A challenge from Latrobe City councillor Christine Sindt, to have the brothel’s approval overturned, failed on Monday night.
There was a split vote 4-4, with chair of the meeting Cr Sharon Gibson casting the deciding vote.
This was despite residents again expressing their concern about the brothel’s Standing Drive location and fear of increased violence in the industrial area.
It is a decision that has disappointed Cr Dale Harriman, who supported Cr Sindt’s challenge based on the opposition of the nearby community.
“I don’t think where it is, is the right place,” Cr Harriman said.
“Councillors are there to represent the community and we let the community down last night.”
Last year council received an application to open an exempt brothel in a Standing Drive warehouse, which the applicant said would operate by appointment only with strictly no walk-in traffic.
Councillors approved the application on the grounds a management plan be submitted detailing security measures and no more than five people would be on the premises at any one time.
The exempt brothel, a small owner-operated business that can operate with two sex work service providers, would open between 10am and 10pm, seven days a week.
Four people addressed Monday’s meeting before councillors considered overturning their original approval, with a member of a nearby foodbank suggesting the facility could close down.
A property owner said the brothel would be in the line of sight of his future family home, while a social worker asked councillors if the brothel was in the best interests of women and children.

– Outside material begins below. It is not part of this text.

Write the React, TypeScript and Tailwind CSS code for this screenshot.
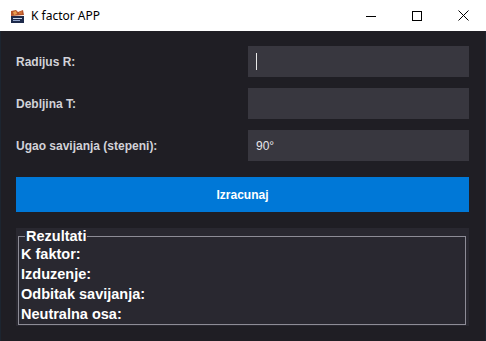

Speaking in support of the brothel’s approval, Cr Kellie O’Callaghan told The Express providing a safe work environment in the sex industry was important.
“If we turn a blind eye to the existence of the industry and encourage unregulated working environments we place women at much higher risk,” Cr O’Callaghan said.
She said while it was important to consider community concerns, she felt confident a council officer’s report addressed the matters highlighted.
“There remains an avenue for appeal to VCAT (the Victorian Civil and Administrative Tribunal) in the event that the objectors feel that council hasn’t heard or effectively considered the issues they presented,” she said.
All objectors can appeal the decision by making an application to the VCAT to review council’s decision.
Those who did not make an objection to council must have VCAT’s leave to make an application for review of council’s decision.
Objectors have 21 days, from the date of the notice of decision to issue a permit, to appeal the decision.